A Baltimore painting contractor was given probation before judgment in city Circuit Court today in the first criminal prosecution of anyone for improperly removing hazardous lead-based paint from a home.
Judge Elsbeth L. Bothe ordered Mark A. Crosby Inc. to perform $2,000 worth of free painting as community service for violating state lead paint abatement regulations when the contracting firm repainted a Cedarcroft home in the summer of 1990.
But Bothe rejected arguments by the prosecutor that the court should convict the firm to "send a signal" that the state is serious about enforcing rules requiring safe removal or covering over of lead-based paint.
Bernard A. Penner, assistant attorney general in the state's environmental crimes unit, said that Crosby had been prosecuted in part because many contractors were not heeding the regulations, despite stepped-up civil penalties levied by the Maryland Department of the Environment.

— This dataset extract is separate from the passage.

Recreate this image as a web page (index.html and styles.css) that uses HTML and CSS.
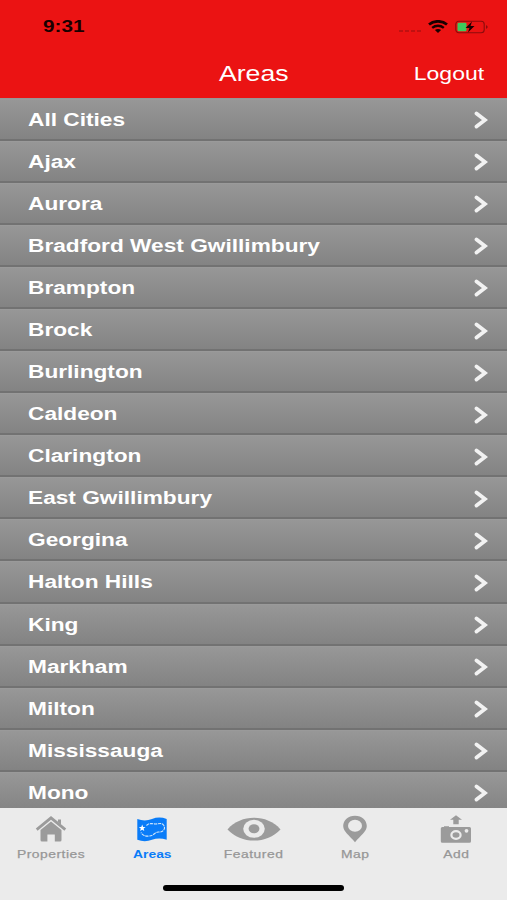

Two members of the painting crew became poisoned by lead, as did the young child of one of the painters and a dog owned by the homeowners, Penner said.
The judge, however, said the attorney general's office ought to be going after "slumlords" instead of bringing its first prosecution in a case involving a "fancy home and a $10,000 paint job."
The biggest source of lead exposure for young children is dust they swallow from deteriorating lead-based paint in or on their homes. But even well-maintained older homes may pose a hazard for children, officials say, if renovation or even repainting is done without precautions against stirring up lead-paint dust.
In a plea agreement, the state pursued only one count, accusing the firm of failing to clean up lead paint dust and chips.